The 39-year-old chef owns and operates the tiny Kous Kous Cafe at 665 Washington Road in Mt. Lebanon. Since 2008, Khila has juggled his two passions of teaching and cooking, and has tried to find a way to keep the restaurant open during more times to meet demand.
“During summer I can keep open longer,” he said. “but come the school year, I'm going to have to make some changes.”
Part of that change will be allowing chef Zoe Weiner, 23, to cook more independently and run the restaurant while Khila teaches English at Boyce Middle School and Eisenhower Elementary.
“I've learned more here in two years than I did in two years of culinary school,” Weiner said.
“As a teacher, you must know not to blame the student for not learning something you're not teaching,” Khila said. “So, I have to come up with recipes that are simple and easy to do without much help.”
The Morocco native opened the restaurant as a tribute to a friend who died in 2008. He met him randomly within his first two days of arriving in Pittsburgh more than a decade ago.
“It was out of the blue. He was my best friend. And it was kind of, this is the time to do this,” he said.
Khila knows five languages, including Arabic and French, which he used to teach at Upper St. Clair High School.
“Now I teach English as a Second Language (ESL) at the two primary schools, K-6, with kids here from all over the world.”
“In Morocco, at least 30 years ago, the education system there and the geography – it was very conducive to learning lots of languages. I learned Moroccan Arabic then standard Arabic later, and French in elementary school ... like in Europe, if you don't learn multiple languages, your prospects are very limited,” Khila said.
Going to school in Tangier, he picked up Spanish, too, and had come to learn a bit of Czech as well as German.
“I've forgotten German from college, but Czech – well my wife is Czech. A friend joked, 'You have come all the way to America only to marry another foreigner!'”
Khila said his world experiences have become part of his cooking.
“Eighty percent of the rotating menu are mom's recipes, but I bring my own interpretation to the table,” he said.
“Nothing is overly fancy. I make sure the presentation is nice, but the question is, does it taste good?”

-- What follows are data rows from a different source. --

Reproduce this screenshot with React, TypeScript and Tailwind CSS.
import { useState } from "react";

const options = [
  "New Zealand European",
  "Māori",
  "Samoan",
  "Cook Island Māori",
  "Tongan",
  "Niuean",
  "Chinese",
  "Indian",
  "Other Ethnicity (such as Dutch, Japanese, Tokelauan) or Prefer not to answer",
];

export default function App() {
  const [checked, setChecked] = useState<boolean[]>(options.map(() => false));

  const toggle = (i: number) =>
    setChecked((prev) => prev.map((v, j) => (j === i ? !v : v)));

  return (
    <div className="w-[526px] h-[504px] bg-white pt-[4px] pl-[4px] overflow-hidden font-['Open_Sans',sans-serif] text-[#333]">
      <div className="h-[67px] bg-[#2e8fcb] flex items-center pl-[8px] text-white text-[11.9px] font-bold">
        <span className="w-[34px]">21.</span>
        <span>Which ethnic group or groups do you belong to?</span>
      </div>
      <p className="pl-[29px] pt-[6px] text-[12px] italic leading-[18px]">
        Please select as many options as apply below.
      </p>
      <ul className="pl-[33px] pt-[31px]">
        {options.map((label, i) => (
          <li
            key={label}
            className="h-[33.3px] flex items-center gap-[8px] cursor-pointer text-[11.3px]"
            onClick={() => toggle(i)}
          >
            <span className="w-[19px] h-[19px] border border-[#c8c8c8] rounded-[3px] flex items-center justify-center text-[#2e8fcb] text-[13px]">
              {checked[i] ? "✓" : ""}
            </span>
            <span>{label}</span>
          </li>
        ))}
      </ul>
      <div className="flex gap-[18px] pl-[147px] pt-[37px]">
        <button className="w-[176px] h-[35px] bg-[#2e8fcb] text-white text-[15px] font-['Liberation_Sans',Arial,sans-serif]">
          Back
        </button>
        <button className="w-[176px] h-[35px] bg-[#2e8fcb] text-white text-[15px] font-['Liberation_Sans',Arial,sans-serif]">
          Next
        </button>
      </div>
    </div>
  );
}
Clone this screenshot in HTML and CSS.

For this story, a small sample was requested. Small is relative to the 6'8” chef, so out came a nearly one-pound bastilla, a sweet and salty meat pie made with chicken, apples, onions, raisins and spices. The filling is folded inside multiple layers of phyllo-like dough called werqa, then baked, dusted with cinnamon and sugar, and served atop saffron sauce.

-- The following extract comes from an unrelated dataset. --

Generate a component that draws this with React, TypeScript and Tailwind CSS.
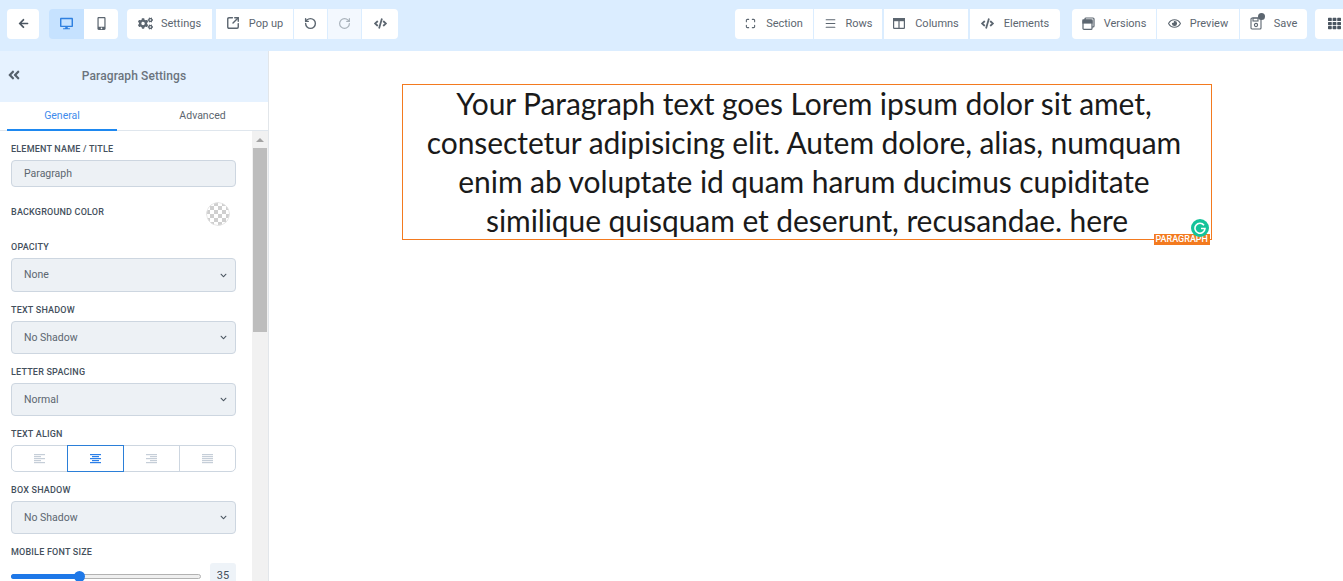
import React from "react";
import { FaArrowLeft, FaDesktop, FaMobileAlt, FaCogs, FaCode, FaRegEye, FaTh, FaAngleDoubleLeft, FaChevronDown } from "react-icons/fa";
import { Maximize, Menu, RotateCcw, RotateCw, SquareArrowOutUpRight } from "lucide-react";

function Btn({ w, icon, label, gap = "gap-[10px]", extra = "" }: { w: string; icon: React.ReactNode; label?: string; gap?: string; extra?: string }) {
  return (
    <div className={`h-[30px] shrink-0 flex items-center justify-center bg-white text-[11px] text-[#5c6670] ${gap} ${w} ${extra}`}>
      <span className="-mt-[2px] flex">{icon}</span>
      {label && <span>{label}</span>}
    </div>
  );
}

function Label({ children, mt = "mt-[12px]" }: { children: React.ReactNode; mt?: string }) {
  return <div className={`${mt} text-[9px] leading-[12px] font-medium tracking-[0.2px] text-[#44505c] uppercase`}>{children}</div>;
}

function Select({ value, h = "h-[33px]", mt = "mt-[5px]" }: { value: string; h?: string; mt?: string }) {
  return (
    <div className={`${mt} ${h} w-[225px] rounded-[4px] border border-[#cdd6e0] bg-[#edf1f5] flex items-center justify-between pl-[12px] pr-[8px] text-[10.5px] text-[#5c6670]`}>
      <span>{value}</span>
      <FaChevronDown className="w-[7px] h-[7px] text-[#4b5661]" />
    </div>
  );
}

function AlignIcon({ kind, color }: { kind: "l" | "c" | "r" | "j"; color: string }) {
  const rows = [11, 7, 11, 7, 11];
  return (
    <svg width="11" height="10" viewBox="0 0 11 10">
      {rows.map((w, i) => {
        const width = kind === "j" ? 11 : w;
        const x = kind === "l" || kind === "j" ? 0 : kind === "r" ? 11 - width : (11 - width) / 2;
        return <rect key={i} x={x} y={i * 2} width={width} height="1.2" fill={color} />;
      })}
    </svg>
  );
}

function Checker() {
  return (
    <svg width="24" height="24" viewBox="0 0 24 24" className="rounded-full">
      <defs>
        <pattern id="ck" width="8" height="8" patternUnits="userSpaceOnUse">
          <rect width="8" height="8" fill="#fff" />
          <rect width="4" height="4" fill="#cfcfcf" />
          <rect x="4" y="4" width="4" height="4" fill="#cfcfcf" />
        </pattern>
      </defs>
      <circle cx="12" cy="12" r="11.5" fill="url(#ck)" stroke="#e4e4e4" />
    </svg>
  );
}

export default function App() {
  const ic = "w-[13px] h-[13px] text-[#5c6670]";
  return (
    <div className="h-[581px] w-[1343px] overflow-hidden bg-white flex flex-col font-['Roboto',sans-serif]">
      <header className="h-[51px] shrink-0 bg-[#dbedff] flex items-start pt-[9px] pl-[7px] overflow-hidden">
        <Btn w="w-[32px] rounded-[4px]" icon={<FaArrowLeft className="w-[11px] h-[11px] text-[#4b5661]" />} />
        <div className="ml-[10px] flex shrink-0">
          <Btn w="w-[35px] !bg-[#c6e2ff] rounded-l-[4px]" icon={<FaDesktop className="w-[13px] h-[13px] text-[#2f80e0]" />} />
          <Btn w="w-[34px] rounded-r-[4px]" icon={<FaMobileAlt className={ic} />} />
        </div>
        <Btn w="w-[85px] ml-[9px] rounded-l-[4px]" gap="gap-[8px]" icon={<FaCogs className="w-[15px] h-[15px] text-[#5c6670]" />} label="Settings" />
        <div className="ml-[4px] flex gap-[1px] shrink-0">
          <Btn w="w-[77px]" gap="gap-[9px]" icon={<SquareArrowOutUpRight className="w-[14px] h-[14px] text-[#5c6670]" strokeWidth={2.4} />} label="Pop up" />
          <Btn w="w-[33px]" icon={<RotateCcw className="w-[13px] h-[13px] text-[#5c6670]" strokeWidth={2.6} />} />
          <Btn w="w-[33px] !bg-[#f3f8fe]" icon={<RotateCw className="w-[13px] h-[13px] text-[#a9b2bb]" strokeWidth={2.2} />} />
          <Btn w="w-[36px] rounded-r-[4px]" icon={<FaCode className={ic} />} />
        </div>
        <div className="ml-[337px] flex gap-[1px] shrink-0">
          <Btn w="w-[78px] rounded-l-[4px]" icon={<Maximize className="w-[11px] h-[11px] text-[#5c6670]" strokeWidth={2.4} />} label="Section" />
          <Btn w="w-[68px]" gap="gap-[9px]" icon={<Menu className="w-[13px] h-[13px] text-[#5c6670]" />} label="Rows" />
          <Btn
            w="w-[84px] ml-[1px]"
            icon={
              <svg width="12" height="11" viewBox="0 0 12 11" fill="none" stroke="#5c6670" strokeWidth="1.2">
                <rect x="0.6" y="0.6" width="10.8" height="9.8" rx="0.6" />
                <rect x="0.6" y="0.6" width="10.8" height="2" fill="#5c6670" />
                <path d="M6 2v8" />
              </svg>
            }
            label="Columns"
          />
          <Btn w="w-[90px] ml-[1px] rounded-r-[4px]" icon={<FaCode className={ic} />} label="Elements" />
        </div>
        <div className="ml-[12px] flex gap-[1px] shrink-0">
          <Btn
            w="w-[84px] rounded-l-[4px]"
            gap="gap-[9px]"
            icon={
              <svg width="13" height="13" viewBox="0 0 13 13" fill="none" stroke="#5c6670" strokeWidth="1.2">
                <rect x="3" y="1" width="9" height="9" rx="1" fill="#fff" />
                <rect x="1" y="3" width="9" height="9.4" rx="1" fill="#fff" />
                <rect x="1" y="3" width="9" height="3" fill="#5c6670" />
              </svg>
            }
            label="Versions"
          />
          <Btn w="w-[82px]" gap="gap-[9px]" icon={<FaRegEye className={ic} />} label="Preview" />
          <div className="relative shrink-0">
            <Btn
              w="w-[67px] rounded-r-[4px]"
              gap="gap-[12px]"
              icon={
                <svg width="12" height="13" viewBox="0 0 12 13" fill="none" stroke="#5c6670" strokeWidth="1.1">
                  <rect x="1" y="1" width="10" height="11" rx="1" />
                  <rect x="3" y="1" width="5" height="3" />
                  <circle cx="6" cy="8" r="1.6" />
                </svg>
              }
              label="Save"
            />
            <span className="absolute left-[18px] top-[4px] w-[7px] h-[7px] rounded-full bg-[#5c6670]" />
          </div>
        </div>
        <div className="ml-[8px] w-[40px] shrink-0">
          <Btn w="w-[40px] rounded-l-[4px] !justify-start pl-[13px]" icon={<FaTh className="w-[13px] h-[13px] text-[#4b5661]" />} />
        </div>
      </header>

      <div className="flex-1 flex min-h-0">
        <aside className="w-[269px] shrink-0 border-r border-[#e2e6ea] flex flex-col min-h-0">
          <div className="h-[51px] shrink-0 bg-[#e6f2ff] flex items-center justify-center relative pb-[2px]">
            <FaAngleDoubleLeft className="absolute left-[7px] top-[17px] w-[14px] h-[14px] text-[#56616c]" />
            <span className="text-[12px] font-medium text-[#6b747d] tracking-[0.1px]">Paragraph Settings</span>
          </div>
          <div className="h-[29px] shrink-0 flex border-b border-[#dfe6ed] text-[10.5px] relative">
            <div className="w-[110px] ml-[7px] border-b-2 h-[29px] border-[#1e88f0] text-[#3f8cec] flex items-center justify-center">General</div>
            <div className="w-[151px] pl-[20px] text-[#5c6670] flex items-center justify-center">Advanced</div>
          </div>
          <div className="flex-1 min-h-0 flex overflow-hidden">
            <div className="w-[252px] shrink-0 pl-[11px] overflow-hidden">
              <Label>Element Name / Title</Label>
              <div className="mt-[5px] h-[27px] w-[225px] rounded-[4px] border border-[#cdd6e0] bg-[#edf1f5] flex items-center pl-[12px] text-[10.5px] text-[#5c6670]">Paragraph</div>
              <div className="mt-[15px] w-[225px] h-[24px] flex items-center justify-between pr-[6px]">
                <div className="-mt-[4px]"><Label mt="mt-0">Background Color</Label></div>
                <Checker />
              </div>
              <Label mt="mt-[15px]">Opacity</Label>
              <Select value="None" h="h-[34px]" />
              <Label>Text Shadow</Label>
              <Select value="No Shadow" />
              <Label>Letter Spacing</Label>
              <Select value="Normal" />
              <Label>Text Align</Label>
              <div className="mt-[5px] h-[27px] w-[225px] flex rounded-[5px] border border-[#cdd6e0]">
                <div className="w-[55px] flex items-center justify-center"><AlignIcon kind="l" color="#c5ced8" /></div>
                <div className="w-[57px] -my-[1px] border border-[#2b7fd8] flex items-center justify-center"><AlignIcon kind="c" color="#2b7fe8" /></div>
                <div className="w-[56px] flex items-center justify-center border-r border-[#cdd6e0]"><AlignIcon kind="r" color="#c5ced8" /></div>
                <div className="flex-1 flex items-center justify-center"><AlignIcon kind="j" color="#c5ced8" /></div>
              </div>
              <Label>Box Shadow</Label>
              <Select value="No Shadow" />
              <Label>Mobile Font Size</Label>
              <div className="mt-[5px] flex items-center w-[225px] h-[26px] relative">
                <div className="relative w-[190px] h-[5px] rounded-full bg-[#efefef] border border-[#b2b2b2]">
                  <div className="absolute -left-[1px] -top-[1px] h-[5px] w-[68px] rounded-full bg-[#1e78e8]" />
                  <div className="absolute left-[62px] -top-[4px] w-[11px] h-[11px] rounded-full bg-[#1e78e8]" />
                </div>
                <div className="ml-auto w-[26px] h-[26px] rounded-[3px] bg-[#eef3f8] flex items-center justify-center text-[11px] text-[#44505c]">35</div>
              </div>
            </div>
            <div className="w-[16px] shrink-0 bg-[#f1f1f1] flex flex-col items-center">
              <div className="h-[17px] flex items-center justify-center">
                <div className="w-0 h-0 border-l-[4px] border-r-[4px] border-b-[4px] border-l-transparent border-r-transparent border-b-[#a3a3a3]" />
              </div>
              <div className="w-[14px] h-[184px] bg-[#bdbdbd]" />
            </div>
          </div>
        </aside>

        <main className="flex-1 min-w-0 bg-white pl-[133px] pt-[33px]">
          <div className="relative w-[810px] h-[156px] border border-[#f37a1f] font-['Lato',sans-serif] text-[30px] tracking-[-0.08px] leading-[39px] text-[#1a1a1a] text-center overflow-visible">
            <div className="-mt-[1px] pr-[6px]">
              Your Paragraph text goes Lorem ipsum dolor sit amet, consectetur adipisicing elit. Autem dolore, alias, numquam enim ab voluptate id quam harum ducimus cupiditate
            </div>
            <div>similique quisquam et deserunt, recusandae. here</div>
            <span className="absolute right-[1px] -bottom-[6px] h-[11px] px-[2px] bg-[#f37a1f] text-white text-[9px] leading-[11px] tracking-normal font-['Roboto',sans-serif] font-medium">PARAGRAPH</span>
            <span className="absolute right-[2px] bottom-[2px] w-[18px] h-[18px] rounded-full bg-[#15c39a] flex items-center justify-center">
              <svg width="12" height="12" viewBox="0 0 12 12" fill="none" stroke="#fff" strokeWidth="1.6">
                <path d="M10 3.2A5 5 0 1 0 11 6.5H7" />
              </svg>
            </span>
          </div>
        </main>
      </div>
    </div>
  );
}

“What I really like on the menu right now is the lamb shank. I finally found a local farmer in Latrobe that has the best lamb ... it's slow cooked for five hours and it just falls off the bone.”
A former colleague from Upper St. Clair agrees, and it was that dish that had her come in for one of her many repeat visits with her family. “You can't get the spices and the flavors here anywhere else,” retired teacher Norma Swaney said. “The care that goes into each meal, you can just see it and you can taste it.”
As for the alternate spelling of couscous, Khila took a page from Led Zeppelin when it comes to pronunciation.
“I didn't want there to be any confusion. So not saying 'soos soos,' and knowing that this dish (couscous) has always been a part of Moroccan food.”